#### [Work to complete]
For every line in the records that has the word "component", make a copy.

#### [Listing]
** start **

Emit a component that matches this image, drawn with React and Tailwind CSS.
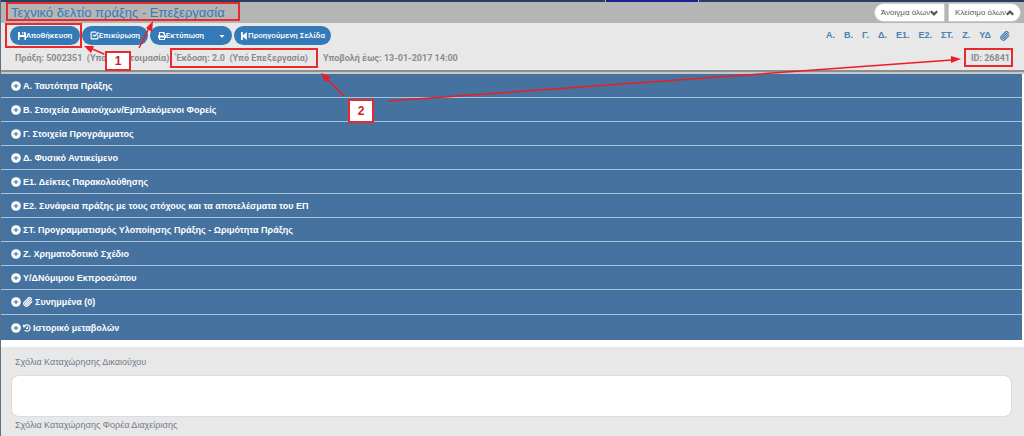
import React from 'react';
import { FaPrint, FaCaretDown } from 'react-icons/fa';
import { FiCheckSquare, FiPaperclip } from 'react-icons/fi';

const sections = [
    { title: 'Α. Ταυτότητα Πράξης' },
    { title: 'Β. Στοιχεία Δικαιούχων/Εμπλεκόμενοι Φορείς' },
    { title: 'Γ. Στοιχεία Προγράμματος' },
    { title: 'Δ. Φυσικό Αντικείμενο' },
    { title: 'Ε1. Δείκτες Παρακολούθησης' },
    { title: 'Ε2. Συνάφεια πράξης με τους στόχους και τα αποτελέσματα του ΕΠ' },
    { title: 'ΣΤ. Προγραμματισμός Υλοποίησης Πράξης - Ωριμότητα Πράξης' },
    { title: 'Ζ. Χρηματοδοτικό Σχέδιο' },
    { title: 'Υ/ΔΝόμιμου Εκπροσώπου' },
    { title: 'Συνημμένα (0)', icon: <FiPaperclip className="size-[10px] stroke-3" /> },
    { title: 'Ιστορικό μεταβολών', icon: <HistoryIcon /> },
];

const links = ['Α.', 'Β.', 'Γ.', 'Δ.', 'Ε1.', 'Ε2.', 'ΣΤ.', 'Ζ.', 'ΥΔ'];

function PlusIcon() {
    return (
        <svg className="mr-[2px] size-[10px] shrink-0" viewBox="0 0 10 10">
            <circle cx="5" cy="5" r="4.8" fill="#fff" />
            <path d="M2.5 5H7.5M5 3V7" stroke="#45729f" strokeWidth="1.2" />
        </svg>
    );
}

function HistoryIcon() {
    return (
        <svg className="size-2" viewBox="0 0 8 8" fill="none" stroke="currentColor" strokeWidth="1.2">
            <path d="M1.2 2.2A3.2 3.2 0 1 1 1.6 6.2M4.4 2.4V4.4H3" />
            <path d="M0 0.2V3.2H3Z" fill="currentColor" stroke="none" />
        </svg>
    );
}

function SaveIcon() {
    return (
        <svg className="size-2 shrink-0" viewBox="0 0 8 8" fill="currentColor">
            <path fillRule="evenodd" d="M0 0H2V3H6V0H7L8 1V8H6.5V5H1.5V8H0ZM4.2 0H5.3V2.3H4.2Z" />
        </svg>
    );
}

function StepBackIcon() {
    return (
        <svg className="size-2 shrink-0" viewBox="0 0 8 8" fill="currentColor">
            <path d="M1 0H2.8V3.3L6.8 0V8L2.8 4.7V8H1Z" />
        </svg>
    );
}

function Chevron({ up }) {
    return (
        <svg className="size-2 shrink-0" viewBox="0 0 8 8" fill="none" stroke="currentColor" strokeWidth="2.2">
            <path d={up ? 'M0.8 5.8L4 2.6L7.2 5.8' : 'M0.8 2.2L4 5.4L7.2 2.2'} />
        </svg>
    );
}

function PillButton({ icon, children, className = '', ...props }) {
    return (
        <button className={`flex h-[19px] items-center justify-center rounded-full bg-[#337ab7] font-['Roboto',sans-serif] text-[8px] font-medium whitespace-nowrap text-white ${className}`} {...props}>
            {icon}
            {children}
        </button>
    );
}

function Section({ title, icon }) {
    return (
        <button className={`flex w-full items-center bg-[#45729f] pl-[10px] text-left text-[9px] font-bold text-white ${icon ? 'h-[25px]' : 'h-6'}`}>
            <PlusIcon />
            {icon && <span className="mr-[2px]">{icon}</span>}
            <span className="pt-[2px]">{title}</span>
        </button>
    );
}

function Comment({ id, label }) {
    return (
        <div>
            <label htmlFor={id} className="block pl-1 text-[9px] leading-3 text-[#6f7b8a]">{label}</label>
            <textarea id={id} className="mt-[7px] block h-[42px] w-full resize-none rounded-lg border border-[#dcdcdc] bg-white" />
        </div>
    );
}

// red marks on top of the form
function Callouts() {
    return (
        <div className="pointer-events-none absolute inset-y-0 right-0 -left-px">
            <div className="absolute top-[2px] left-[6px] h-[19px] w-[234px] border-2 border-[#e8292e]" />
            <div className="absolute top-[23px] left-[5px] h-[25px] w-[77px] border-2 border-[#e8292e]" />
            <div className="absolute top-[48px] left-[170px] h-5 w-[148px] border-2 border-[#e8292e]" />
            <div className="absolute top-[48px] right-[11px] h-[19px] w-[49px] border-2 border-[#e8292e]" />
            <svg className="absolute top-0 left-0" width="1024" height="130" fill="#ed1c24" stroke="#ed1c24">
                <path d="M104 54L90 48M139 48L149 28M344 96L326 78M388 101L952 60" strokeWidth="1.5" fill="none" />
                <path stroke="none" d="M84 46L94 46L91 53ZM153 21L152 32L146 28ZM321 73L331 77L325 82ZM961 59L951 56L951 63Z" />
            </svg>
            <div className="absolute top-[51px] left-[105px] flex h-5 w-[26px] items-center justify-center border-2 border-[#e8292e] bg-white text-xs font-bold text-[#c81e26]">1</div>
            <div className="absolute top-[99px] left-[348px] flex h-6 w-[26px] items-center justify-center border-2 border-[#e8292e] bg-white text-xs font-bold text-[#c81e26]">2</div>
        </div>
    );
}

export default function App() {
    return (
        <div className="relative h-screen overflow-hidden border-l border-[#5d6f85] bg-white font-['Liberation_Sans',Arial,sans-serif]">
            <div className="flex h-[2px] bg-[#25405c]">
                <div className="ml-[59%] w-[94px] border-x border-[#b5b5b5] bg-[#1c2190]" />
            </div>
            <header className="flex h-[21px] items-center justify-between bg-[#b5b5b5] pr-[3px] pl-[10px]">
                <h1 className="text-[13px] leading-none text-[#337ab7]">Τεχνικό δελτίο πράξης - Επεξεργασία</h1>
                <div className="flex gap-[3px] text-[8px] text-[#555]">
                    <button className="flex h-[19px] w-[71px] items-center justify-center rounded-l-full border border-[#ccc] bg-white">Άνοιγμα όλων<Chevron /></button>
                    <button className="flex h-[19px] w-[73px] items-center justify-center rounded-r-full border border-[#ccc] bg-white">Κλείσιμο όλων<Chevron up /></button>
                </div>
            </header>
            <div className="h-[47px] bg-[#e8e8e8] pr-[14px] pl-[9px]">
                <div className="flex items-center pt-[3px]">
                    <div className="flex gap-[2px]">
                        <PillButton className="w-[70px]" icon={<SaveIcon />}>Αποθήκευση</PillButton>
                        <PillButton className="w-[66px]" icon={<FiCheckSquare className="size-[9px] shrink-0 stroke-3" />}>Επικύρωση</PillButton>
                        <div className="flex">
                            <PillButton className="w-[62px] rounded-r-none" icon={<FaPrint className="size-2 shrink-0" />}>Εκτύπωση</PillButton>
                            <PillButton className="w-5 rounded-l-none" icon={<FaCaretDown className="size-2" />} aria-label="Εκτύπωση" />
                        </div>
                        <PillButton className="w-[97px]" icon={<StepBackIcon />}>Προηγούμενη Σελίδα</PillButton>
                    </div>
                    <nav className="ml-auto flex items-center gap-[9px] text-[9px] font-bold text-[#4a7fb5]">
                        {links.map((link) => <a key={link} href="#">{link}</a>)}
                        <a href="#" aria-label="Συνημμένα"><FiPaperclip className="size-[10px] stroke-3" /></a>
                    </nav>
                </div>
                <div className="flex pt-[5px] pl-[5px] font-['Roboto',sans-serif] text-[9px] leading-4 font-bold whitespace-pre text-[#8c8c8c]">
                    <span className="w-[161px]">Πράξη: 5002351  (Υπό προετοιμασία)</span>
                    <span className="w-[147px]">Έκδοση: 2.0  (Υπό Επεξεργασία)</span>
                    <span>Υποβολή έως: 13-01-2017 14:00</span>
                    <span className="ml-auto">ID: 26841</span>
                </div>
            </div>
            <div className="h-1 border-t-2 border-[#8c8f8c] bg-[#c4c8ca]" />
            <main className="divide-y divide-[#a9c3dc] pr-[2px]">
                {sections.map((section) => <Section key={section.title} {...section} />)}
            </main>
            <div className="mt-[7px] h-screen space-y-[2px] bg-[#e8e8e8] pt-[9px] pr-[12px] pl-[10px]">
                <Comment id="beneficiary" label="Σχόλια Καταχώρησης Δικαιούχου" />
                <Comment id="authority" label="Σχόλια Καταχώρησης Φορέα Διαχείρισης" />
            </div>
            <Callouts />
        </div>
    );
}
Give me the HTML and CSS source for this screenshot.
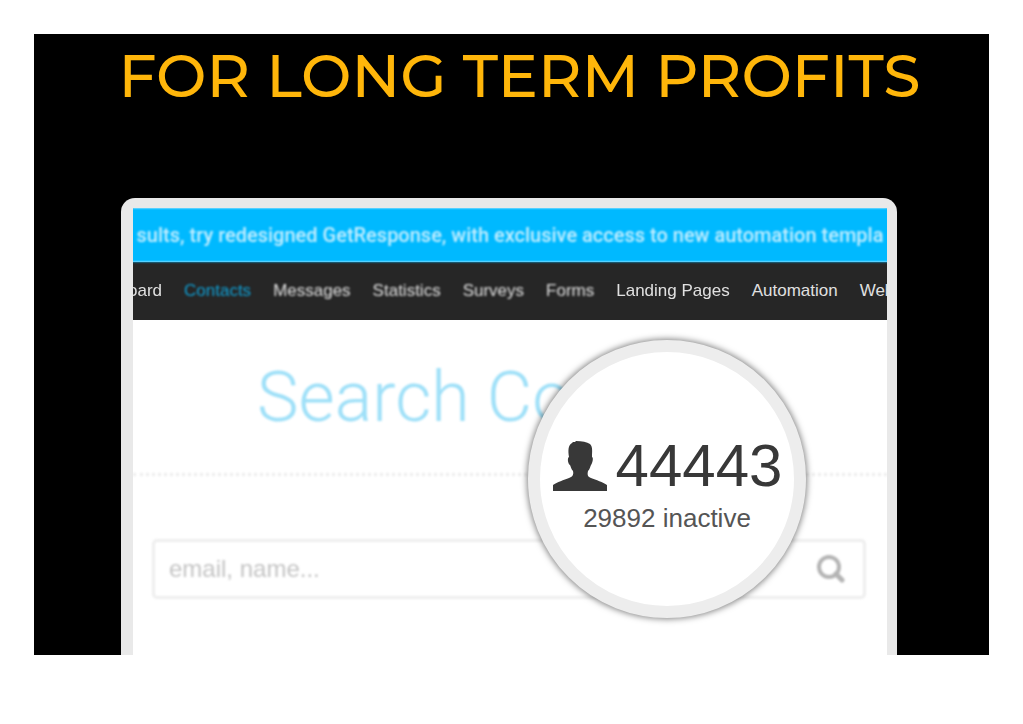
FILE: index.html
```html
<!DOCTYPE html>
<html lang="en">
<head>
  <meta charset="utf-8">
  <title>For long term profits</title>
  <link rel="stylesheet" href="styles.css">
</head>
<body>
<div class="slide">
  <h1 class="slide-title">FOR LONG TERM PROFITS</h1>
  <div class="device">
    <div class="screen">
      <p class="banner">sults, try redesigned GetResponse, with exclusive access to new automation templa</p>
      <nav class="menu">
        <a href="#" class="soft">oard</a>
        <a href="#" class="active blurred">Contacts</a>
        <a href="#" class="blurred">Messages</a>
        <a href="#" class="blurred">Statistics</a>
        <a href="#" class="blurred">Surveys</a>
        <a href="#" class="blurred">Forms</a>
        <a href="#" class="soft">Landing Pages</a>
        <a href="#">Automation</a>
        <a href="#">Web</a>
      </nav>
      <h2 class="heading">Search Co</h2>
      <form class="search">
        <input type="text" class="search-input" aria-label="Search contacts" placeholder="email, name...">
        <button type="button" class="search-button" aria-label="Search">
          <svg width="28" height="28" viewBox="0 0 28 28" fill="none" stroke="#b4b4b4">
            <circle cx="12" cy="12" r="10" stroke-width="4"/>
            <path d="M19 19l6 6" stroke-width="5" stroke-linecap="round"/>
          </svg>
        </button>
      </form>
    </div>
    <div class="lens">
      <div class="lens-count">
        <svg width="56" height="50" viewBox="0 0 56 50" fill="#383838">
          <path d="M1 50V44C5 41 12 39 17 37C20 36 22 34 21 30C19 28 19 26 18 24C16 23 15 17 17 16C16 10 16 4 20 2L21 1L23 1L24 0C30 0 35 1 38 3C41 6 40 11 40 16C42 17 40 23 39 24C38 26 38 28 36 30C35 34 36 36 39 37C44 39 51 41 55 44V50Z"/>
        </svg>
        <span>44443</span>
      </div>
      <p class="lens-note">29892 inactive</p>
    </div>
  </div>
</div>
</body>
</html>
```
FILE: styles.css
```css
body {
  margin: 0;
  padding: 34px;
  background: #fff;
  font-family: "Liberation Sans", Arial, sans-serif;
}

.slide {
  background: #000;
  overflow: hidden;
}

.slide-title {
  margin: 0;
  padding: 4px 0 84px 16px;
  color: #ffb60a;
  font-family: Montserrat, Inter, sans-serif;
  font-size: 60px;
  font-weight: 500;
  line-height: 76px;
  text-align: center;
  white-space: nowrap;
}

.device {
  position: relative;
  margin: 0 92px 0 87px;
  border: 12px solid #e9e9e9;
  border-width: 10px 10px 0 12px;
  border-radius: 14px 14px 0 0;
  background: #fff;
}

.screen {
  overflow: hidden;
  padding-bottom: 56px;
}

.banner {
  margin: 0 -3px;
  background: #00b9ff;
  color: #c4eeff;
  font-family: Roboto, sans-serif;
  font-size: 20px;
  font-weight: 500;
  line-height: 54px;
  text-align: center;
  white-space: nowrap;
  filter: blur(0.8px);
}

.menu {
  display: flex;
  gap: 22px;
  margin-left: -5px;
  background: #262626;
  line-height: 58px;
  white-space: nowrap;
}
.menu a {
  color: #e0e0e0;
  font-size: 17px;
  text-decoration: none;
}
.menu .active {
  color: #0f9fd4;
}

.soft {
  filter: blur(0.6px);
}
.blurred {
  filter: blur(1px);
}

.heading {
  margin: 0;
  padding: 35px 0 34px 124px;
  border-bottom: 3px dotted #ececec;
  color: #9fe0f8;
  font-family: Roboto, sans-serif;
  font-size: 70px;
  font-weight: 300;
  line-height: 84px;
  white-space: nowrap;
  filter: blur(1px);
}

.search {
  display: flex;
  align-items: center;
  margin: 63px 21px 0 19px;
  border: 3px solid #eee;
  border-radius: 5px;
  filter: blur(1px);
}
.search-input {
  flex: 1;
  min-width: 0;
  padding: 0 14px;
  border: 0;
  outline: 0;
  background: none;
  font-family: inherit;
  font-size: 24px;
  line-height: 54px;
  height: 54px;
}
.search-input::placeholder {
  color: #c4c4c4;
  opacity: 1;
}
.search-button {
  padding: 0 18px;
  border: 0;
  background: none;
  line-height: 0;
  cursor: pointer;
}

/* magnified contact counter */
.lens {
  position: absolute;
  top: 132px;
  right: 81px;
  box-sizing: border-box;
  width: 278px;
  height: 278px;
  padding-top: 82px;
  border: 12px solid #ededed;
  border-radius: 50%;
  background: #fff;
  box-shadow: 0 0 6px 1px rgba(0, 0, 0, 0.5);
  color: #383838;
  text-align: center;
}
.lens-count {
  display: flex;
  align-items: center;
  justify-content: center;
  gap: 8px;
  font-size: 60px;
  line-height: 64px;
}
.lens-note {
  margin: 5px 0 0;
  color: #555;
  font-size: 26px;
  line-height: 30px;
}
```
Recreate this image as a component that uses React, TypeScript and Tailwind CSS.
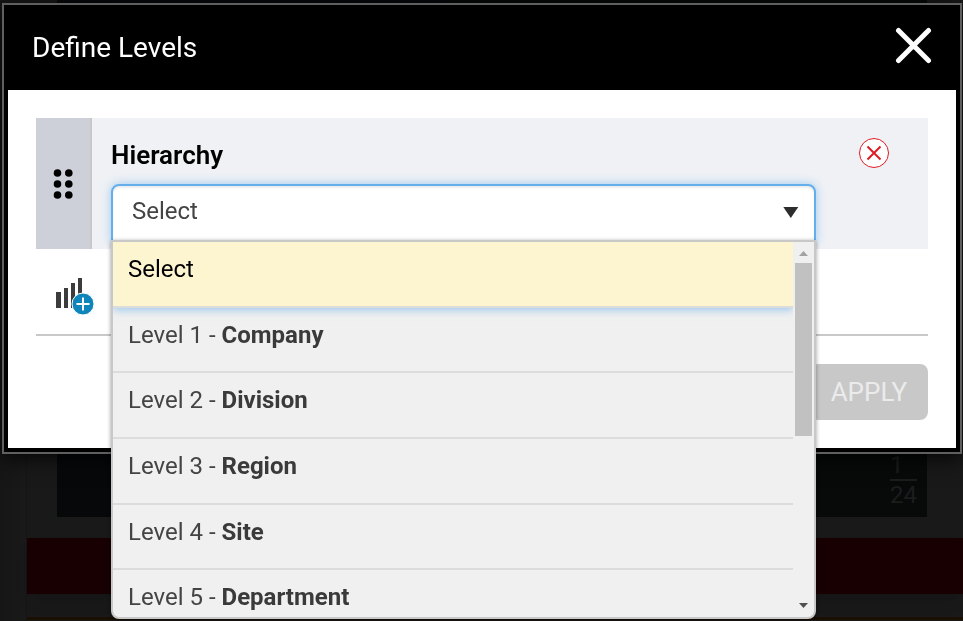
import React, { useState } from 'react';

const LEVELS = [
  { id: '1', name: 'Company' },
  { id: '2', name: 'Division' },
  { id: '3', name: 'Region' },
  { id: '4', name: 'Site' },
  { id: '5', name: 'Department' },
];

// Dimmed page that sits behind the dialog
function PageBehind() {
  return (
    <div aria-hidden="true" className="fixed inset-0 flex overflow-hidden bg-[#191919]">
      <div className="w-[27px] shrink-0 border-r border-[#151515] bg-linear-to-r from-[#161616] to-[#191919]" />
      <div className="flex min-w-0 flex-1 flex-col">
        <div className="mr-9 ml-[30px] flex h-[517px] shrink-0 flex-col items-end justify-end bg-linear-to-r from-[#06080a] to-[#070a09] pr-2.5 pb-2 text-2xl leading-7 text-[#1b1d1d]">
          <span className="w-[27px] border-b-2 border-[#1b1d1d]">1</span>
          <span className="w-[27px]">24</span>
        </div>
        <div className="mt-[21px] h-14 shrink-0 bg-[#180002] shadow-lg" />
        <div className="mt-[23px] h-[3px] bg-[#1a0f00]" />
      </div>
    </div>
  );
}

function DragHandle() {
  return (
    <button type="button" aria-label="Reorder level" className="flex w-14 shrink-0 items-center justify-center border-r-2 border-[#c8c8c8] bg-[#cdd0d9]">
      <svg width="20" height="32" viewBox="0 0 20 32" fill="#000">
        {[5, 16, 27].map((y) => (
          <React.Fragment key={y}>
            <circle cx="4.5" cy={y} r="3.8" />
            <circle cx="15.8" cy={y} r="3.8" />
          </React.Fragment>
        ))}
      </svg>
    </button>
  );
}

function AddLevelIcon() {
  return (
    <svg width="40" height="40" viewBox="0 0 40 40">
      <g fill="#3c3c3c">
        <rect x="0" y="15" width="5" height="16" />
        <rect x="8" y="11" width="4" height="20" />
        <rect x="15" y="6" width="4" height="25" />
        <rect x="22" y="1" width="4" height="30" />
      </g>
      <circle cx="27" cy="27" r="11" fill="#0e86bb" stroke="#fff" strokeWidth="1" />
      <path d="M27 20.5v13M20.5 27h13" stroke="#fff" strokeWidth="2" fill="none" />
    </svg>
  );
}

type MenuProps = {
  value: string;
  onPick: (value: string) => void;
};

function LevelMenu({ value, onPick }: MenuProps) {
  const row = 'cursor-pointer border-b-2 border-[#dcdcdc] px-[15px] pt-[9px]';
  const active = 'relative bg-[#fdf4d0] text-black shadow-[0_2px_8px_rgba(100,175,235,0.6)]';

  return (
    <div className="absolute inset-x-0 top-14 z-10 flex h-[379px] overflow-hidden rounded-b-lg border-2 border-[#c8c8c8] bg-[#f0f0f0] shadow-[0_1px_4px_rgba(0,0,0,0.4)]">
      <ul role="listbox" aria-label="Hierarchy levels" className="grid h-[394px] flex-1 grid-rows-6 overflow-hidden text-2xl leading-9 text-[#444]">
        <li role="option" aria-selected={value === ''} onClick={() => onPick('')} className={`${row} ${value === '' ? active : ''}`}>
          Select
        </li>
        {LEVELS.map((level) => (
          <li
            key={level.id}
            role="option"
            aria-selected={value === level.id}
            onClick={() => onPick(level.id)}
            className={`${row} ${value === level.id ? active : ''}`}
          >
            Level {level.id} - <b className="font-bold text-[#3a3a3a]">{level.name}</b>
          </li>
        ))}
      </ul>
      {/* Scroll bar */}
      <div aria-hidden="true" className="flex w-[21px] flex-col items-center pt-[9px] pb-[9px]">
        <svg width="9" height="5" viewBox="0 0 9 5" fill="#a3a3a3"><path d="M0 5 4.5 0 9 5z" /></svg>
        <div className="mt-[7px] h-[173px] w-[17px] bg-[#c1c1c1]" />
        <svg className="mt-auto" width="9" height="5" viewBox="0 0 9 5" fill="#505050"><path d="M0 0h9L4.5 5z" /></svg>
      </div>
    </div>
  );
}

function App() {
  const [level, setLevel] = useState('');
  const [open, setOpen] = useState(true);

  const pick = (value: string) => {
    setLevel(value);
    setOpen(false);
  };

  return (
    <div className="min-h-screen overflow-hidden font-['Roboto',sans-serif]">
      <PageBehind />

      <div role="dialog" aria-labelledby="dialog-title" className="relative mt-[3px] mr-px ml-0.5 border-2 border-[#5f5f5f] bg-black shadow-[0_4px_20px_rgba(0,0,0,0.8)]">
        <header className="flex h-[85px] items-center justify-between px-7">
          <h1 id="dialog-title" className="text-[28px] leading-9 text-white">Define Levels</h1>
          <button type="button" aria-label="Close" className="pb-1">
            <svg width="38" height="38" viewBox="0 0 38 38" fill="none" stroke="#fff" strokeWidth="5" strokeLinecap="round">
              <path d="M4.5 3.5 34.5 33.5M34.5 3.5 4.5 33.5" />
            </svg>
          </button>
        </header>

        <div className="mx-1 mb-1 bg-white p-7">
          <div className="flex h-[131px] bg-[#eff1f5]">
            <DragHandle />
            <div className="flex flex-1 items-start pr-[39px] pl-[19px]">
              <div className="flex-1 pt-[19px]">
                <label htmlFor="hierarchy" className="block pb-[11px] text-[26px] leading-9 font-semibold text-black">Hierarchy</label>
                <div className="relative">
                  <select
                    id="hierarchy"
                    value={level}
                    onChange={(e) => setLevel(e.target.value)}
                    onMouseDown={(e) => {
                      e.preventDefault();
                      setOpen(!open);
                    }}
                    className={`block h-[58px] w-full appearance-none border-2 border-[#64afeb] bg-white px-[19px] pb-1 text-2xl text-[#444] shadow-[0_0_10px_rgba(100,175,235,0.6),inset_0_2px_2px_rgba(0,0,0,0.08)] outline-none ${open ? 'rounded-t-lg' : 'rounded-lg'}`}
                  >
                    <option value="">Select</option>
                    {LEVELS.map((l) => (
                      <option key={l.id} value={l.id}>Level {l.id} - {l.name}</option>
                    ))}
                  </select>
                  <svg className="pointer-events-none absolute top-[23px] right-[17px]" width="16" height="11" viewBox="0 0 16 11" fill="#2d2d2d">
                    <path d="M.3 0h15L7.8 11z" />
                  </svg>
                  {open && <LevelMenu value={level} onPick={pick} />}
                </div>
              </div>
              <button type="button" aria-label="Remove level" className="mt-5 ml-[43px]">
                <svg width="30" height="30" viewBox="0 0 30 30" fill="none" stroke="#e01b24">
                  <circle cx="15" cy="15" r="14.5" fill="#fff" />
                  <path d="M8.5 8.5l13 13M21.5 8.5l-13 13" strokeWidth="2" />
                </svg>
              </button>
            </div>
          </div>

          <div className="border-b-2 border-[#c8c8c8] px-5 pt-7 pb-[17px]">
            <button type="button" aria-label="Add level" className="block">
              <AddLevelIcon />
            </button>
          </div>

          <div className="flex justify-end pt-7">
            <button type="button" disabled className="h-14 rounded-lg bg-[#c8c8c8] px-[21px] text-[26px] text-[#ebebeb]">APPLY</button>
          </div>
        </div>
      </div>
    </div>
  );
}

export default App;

** end **

#### [Answer for this exercise]
Emit a component that matches this image, drawn with React and Tailwind CSS.
Recreate this image as a component that uses React, TypeScript and Tailwind CSS.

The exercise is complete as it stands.